In this snippet, the filter("value > 10") is pushed down to the Parquet reader, reducing data loaded into Spark, showcasing basic predicate pushdown.

Key Concepts and Configurations for Predicate Pushdown

Several concepts and settings enable effective predicate pushdown:

  • Filter Conditions: Defines predicates—e.g., df.filter("value > 5")—pushed to the source by Catalyst.
  • Data Source Support: Works with pushdown-capable sources—e.g., Parquet, JDBC (PostgreSQL, MySQL), Hive—via optimized connectors.
  • Catalyst Optimizer: Analyzes queries—e.g., during show()—to push filters, enabled by default in Spark.
  • spark.sql.pushDownPredicate: Controls pushdown—e.g., .config("spark.sql.pushDownPredicate", "true"); defaults to true.
  • Column Pruning: Complements pushdown—e.g., select("id")—to read only required columns.
  • Explain Plan: Shows pushdown—e.g., df.explain()—in the physical plan (look for PushedFilters).

Here’s an example with a JDBC source and explain plan:

from pyspark.sql import SparkSession

spark = SparkSession.builder \
    .appName("JDBCPushdownExample") \
    .config("spark.sql.pushDownPredicate", "true") \
    .getOrCreate()

# JDBC connection
df = spark.read.format("jdbc") \
    .option("url", "jdbc:postgresql://localhost:5432/mydb") \
    .option("dbtable", "mytable") \
    .option("user", "user") \
    .option("password", "password") \
    .load() \
    .filter("value > 100")

df.explain()  # Shows PushedFilters in plan
df.show()
spark.stop()

JDBC pushdown—optimized filtering.


Explain Predicate Pushdown in PySpark

Let’s unpack predicate pushdown—how it works, why it’s a game-changer, and how to leverage it.

How Predicate Pushdown Works

Predicate pushdown optimizes data processing in Spark:

  • Query Analysis: Spark’s Catalyst optimizer parses the query—e.g., df.filter("value > 10")—identifying filter conditions, managed by SparkSession. This happens before execution, during logical plan creation.
  • Pushdown Execution: Filters are pushed to the data source—e.g., Parquet reader or JDBC driver—reducing data read into Spark’s memory across partitions. For example, a Parquet file’s metadata enables row filtering at the source.
  • Data Processing: Spark processes only the filtered data—e.g., after show()—minimizing I/O and computation. The physical plan—e.g., via explain()—shows PushedFilters if successful.

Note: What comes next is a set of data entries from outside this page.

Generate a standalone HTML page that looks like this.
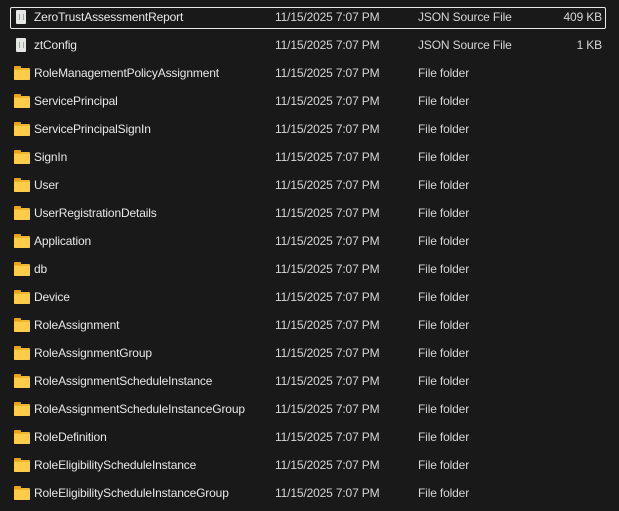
<html><head><style>
body{margin:0;background:#191919;width:619px;height:511px;overflow:hidden;font-family:"Liberation Sans",sans-serif;font-size:12px;color:#e8e8e8;letter-spacing:-0.15px}
.r{position:absolute;left:10px;width:596px;height:22px}
.r span{position:absolute;top:3px;white-space:nowrap}
.n{left:24px}.d{left:265px;color:#d6d6d6}.t{left:408px;color:#d6d6d6}.s{right:4px;color:#d6d6d6}
.sel{border:1px solid #e8e8e8;border-radius:2px;box-sizing:border-box}
.sel span{margin-left:-1px;margin-top:-1px}
.sel .s{margin-right:-1px}
.sel i{margin-left:-1px;margin-top:-1px}
.fo{position:absolute;left:4px;top:5px;width:16px;height:12px;background:#f3b62c;border-radius:1px}
.fo:before{content:"";position:absolute;left:0;top:-2px;width:7px;height:3px;background:#e8a21c;border-radius:1px 1px 0 0}
.fo:after{content:"";position:absolute;left:0;top:2px;width:16px;height:10px;background:#ffcc4a;border-radius:1px}
.fi{position:absolute;left:6px;top:3px;width:10px;height:14px;background:#e6e6e6;border-radius:1px}
.fi:after{content:"";position:absolute;left:3px;top:4px;width:3px;height:6px;border-left:1px solid #9a9;border-right:1px solid #9a9}
</style></head><body>
<div class="r sel" style="top:7px"><i class="fi"></i><span class="n">ZeroTrustAssessmentReport</span><span class="d">11/15/2025 7:07 PM</span><span class="t">JSON Source File</span><span class="s">409 KB</span></div>
<div class="r" style="top:35px"><i class="fi"></i><span class="n">ztConfig</span><span class="d">11/15/2025 7:07 PM</span><span class="t">JSON Source File</span><span class="s">1 KB</span></div>
<div class="r" style="top:63px"><i class="fo"></i><span class="n">RoleManagementPolicyAssignment</span><span class="d">11/15/2025 7:07 PM</span><span class="t">File folder</span></div>
<div class="r" style="top:91px"><i class="fo"></i><span class="n">ServicePrincipal</span><span class="d">11/15/2025 7:07 PM</span><span class="t">File folder</span></div>
<div class="r" style="top:119px"><i class="fo"></i><span class="n">ServicePrincipalSignIn</span><span class="d">11/15/2025 7:07 PM</span><span class="t">File folder</span></div>
<div class="r" style="top:147px"><i class="fo"></i><span class="n">SignIn</span><span class="d">11/15/2025 7:07 PM</span><span class="t">File folder</span></div>
<div class="r" style="top:175px"><i class="fo"></i><span class="n">User</span><span class="d">11/15/2025 7:07 PM</span><span class="t">File folder</span></div>
<div class="r" style="top:203px"><i class="fo"></i><span class="n">UserRegistrationDetails</span><span class="d">11/15/2025 7:07 PM</span><span class="t">File folder</span></div>
<div class="r" style="top:231px"><i class="fo"></i><span class="n">Application</span><span class="d">11/15/2025 7:07 PM</span><span class="t">File folder</span></div>
<div class="r" style="top:259px"><i class="fo"></i><span class="n">db</span><span class="d">11/15/2025 7:07 PM</span><span class="t">File folder</span></div>
<div class="r" style="top:287px"><i class="fo"></i><span class="n">Device</span><span class="d">11/15/2025 7:07 PM</span><span class="t">File folder</span></div>
<div class="r" style="top:315px"><i class="fo"></i><span class="n">RoleAssignment</span><span class="d">11/15/2025 7:07 PM</span><span class="t">File folder</span></div>
<div class="r" style="top:343px"><i class="fo"></i><span class="n">RoleAssignmentGroup</span><span class="d">11/15/2025 7:07 PM</span><span class="t">File folder</span></div>
<div class="r" style="top:371px"><i class="fo"></i><span class="n">RoleAssignmentScheduleInstance</span><span class="d">11/15/2025 7:07 PM</span><span class="t">File folder</span></div>
<div class="r" style="top:399px"><i class="fo"></i><span class="n">RoleAssignmentScheduleInstanceGroup</span><span class="d">11/15/2025 7:07 PM</span><span class="t">File folder</span></div>
<div class="r" style="top:427px"><i class="fo"></i><span class="n">RoleDefinition</span><span class="d">11/15/2025 7:07 PM</span><span class="t">File folder</span></div>
<div class="r" style="top:455px"><i class="fo"></i><span class="n">RoleEligibilityScheduleInstance</span><span class="d">11/15/2025 7:07 PM</span><span class="t">File folder</span></div>
<div class="r" style="top:483px"><i class="fo"></i><span class="n">RoleEligibilityScheduleInstanceGroup</span><span class="d">11/15/2025 7:07 PM</span><span class="t">File folder</span></div>
</body></html>
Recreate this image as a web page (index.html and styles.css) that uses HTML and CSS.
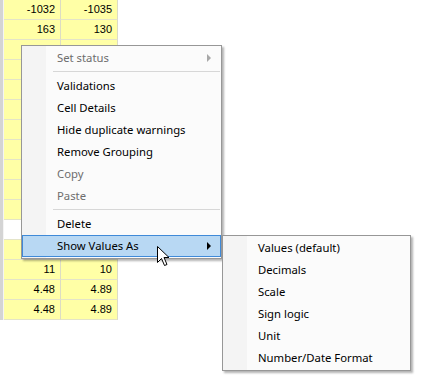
FILE: index.html
```html
<!DOCTYPE html>
<html lang="en">
<head>
<meta charset="UTF-8">
<title>Show Values As</title>
<link rel="stylesheet" href="styles.css">
</head>
<body>
    <div class="sheet">
        <div class="row-strip"></div>
        <div class="grid">
            <div class="cell">-1032</div><div class="cell">-1035</div>
            <div class="cell">163</div><div class="cell">130</div>
            <div class="cell"></div><div class="cell"></div>
            <div class="cell"></div><div class="cell"></div>
            <div class="cell"></div><div class="cell"></div>
            <div class="cell"></div><div class="cell"></div>
            <div class="cell"></div><div class="cell"></div>
            <div class="cell"></div><div class="cell"></div>
            <div class="cell"></div><div class="cell"></div>
            <div class="cell"></div><div class="cell"></div>
            <div class="cell"></div><div class="cell"></div>
            <div class="cell empty"></div><div class="cell empty"></div>
            <div class="cell"></div><div class="cell"></div>
            <div class="cell">11</div><div class="cell">10</div>
            <div class="cell">4.48</div><div class="cell">4.89</div>
            <div class="cell">4.48</div><div class="cell">4.89</div>
        </div>
    </div>

    <!-- context menu -->
    <div class="menu main-menu">
        <div class="item disabled">Set status <span class="arrow"></span></div>
        <div class="sep"></div>
        <div class="item">Validations</div>
        <div class="item">Cell Details</div>
        <div class="item">Hide duplicate warnings</div>
        <div class="item">Remove Grouping</div>
        <div class="item disabled">Copy</div>
        <div class="item disabled">Paste</div>
        <div class="sep"></div>
        <div class="item">Delete</div>
        <div class="item active">Show Values As <span class="arrow"></span></div>
    </div>

    <div class="menu sub-menu">
        <div class="item">Values (default)</div>
        <div class="item">Decimals</div>
        <div class="item">Scale</div>
        <div class="item">Sign logic</div>
        <div class="item">Unit</div>
        <div class="item">Number/Date Format</div>
    </div>

    <svg class="cursor" width="13" height="21" viewBox="0 0 13 21">
        <path d="M0.5 0.5 L0.5 16.5 L4.5 12.5 L7.5 19.5 L10 18.5 L7 11.5 L12 11.5 Z" fill="#fff" stroke="#000" stroke-width="1"/>
    </svg>
</body>
</html>
```

FILE: styles.css
```css
body {
    margin: 0;
    background: #fff;
    font-family: 'Noto Sans', sans-serif;
    font-size: 11.3px;
    color: #000;
    width: 422px;
    height: 389px;
    overflow: hidden;
    position: relative;
}

.sheet {
    display: flex;
    align-items: flex-start;
}

.row-strip {
    width: 3px;
    height: 320px;
    background-color: #d4d4d4;
    border-right: 1px solid #f4f4f4;
}

.grid {
    display: grid;
    grid-template-columns: 57px 57px;
    grid-auto-rows: 20px;
}

.cell {
    background-color: #ffffa6;
    border-right: 1px solid #dcdcc4;
    border-bottom: 1px solid #e4e4c8;
    font-family: 'Liberation Sans', Arial, sans-serif;
    font-size: 11px;
    text-align: right;
    padding-right: 5px;
    line-height: 19px;
}

.cell.empty {
    background-color: #fff;
}

/* menus */
.menu {
    position: absolute;
    background-color: #fbfbfb;
    border: 1px solid #979797;
    box-shadow: 2px 2px 2px rgba(0, 0, 0, 0.3);
    padding: 1px 0;
    background-image: linear-gradient(to right, #f4f4f4 0, #f4f4f4 24px, transparent 24px);
}

.main-menu {
    left: 21px;
    top: 45px;
    width: 199px;
}

.sub-menu {
    left: 222px;
    top: 235px;
    width: 187px;
}

.item {
    height: 22px;
    line-height: 22px;
    padding-left: 35px;
    position: relative;
    white-space: nowrap;
}

.item.disabled {
    color: #6d6d6d;
}

.item.active {
    background-color: #b8d8f3;
    outline: 1px solid #3f8ad8;
    outline-offset: -1px;
}

.sep {
    height: 1px;
    background-color: #d7d7d7;
    margin: 2px 1px 3px 31px;
}

.arrow {
    position: absolute;
    right: 10px;
    top: 7px;
    width: 0;
    height: 0;
    border-top: 4px solid transparent;
    border-bottom: 4px solid transparent;
    border-left: 4px solid #000;
}

.item.disabled .arrow {
    border-left-color: #a8a8a8;
}

.cursor {
    position: absolute;
    left: 157px;
    top: 246px;
}
```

This process runs through Spark’s distributed engine, enhancing efficiency.

Why Use Predicate Pushdown?

Without pushdown, Spark reads all data—e.g., unfiltered rows—wasting resources and slowing jobs. Pushdown boosts performance, scales with Spark’s architecture, integrates with MLlib or Structured Streaming, and optimizes I/O, making it vital for big data workflows beyond unfiltered processing.

Configuring Predicate Pushdown

  • Enable Pushdown: Set spark.sql.pushDownPredicate—e.g., .config("spark.sql.pushDownPredicate", "true")—default is true, rarely needs adjustment.
  • Write Pushable Filters: Use simple conditions—e.g., df.filter("value > 5")—avoiding UDFs or complex logic that can’t be pushed.
  • Choose Compatible Sources: Select formats—e.g., Parquet—or connectors—e.g., JDBC with pushdown support—for optimal filtering.
  • Verify Pushdown: Check df.explain()—e.g., look for PushedFilters: [IsNotNull(value), GreaterThan(value,5)]—to confirm pushdown.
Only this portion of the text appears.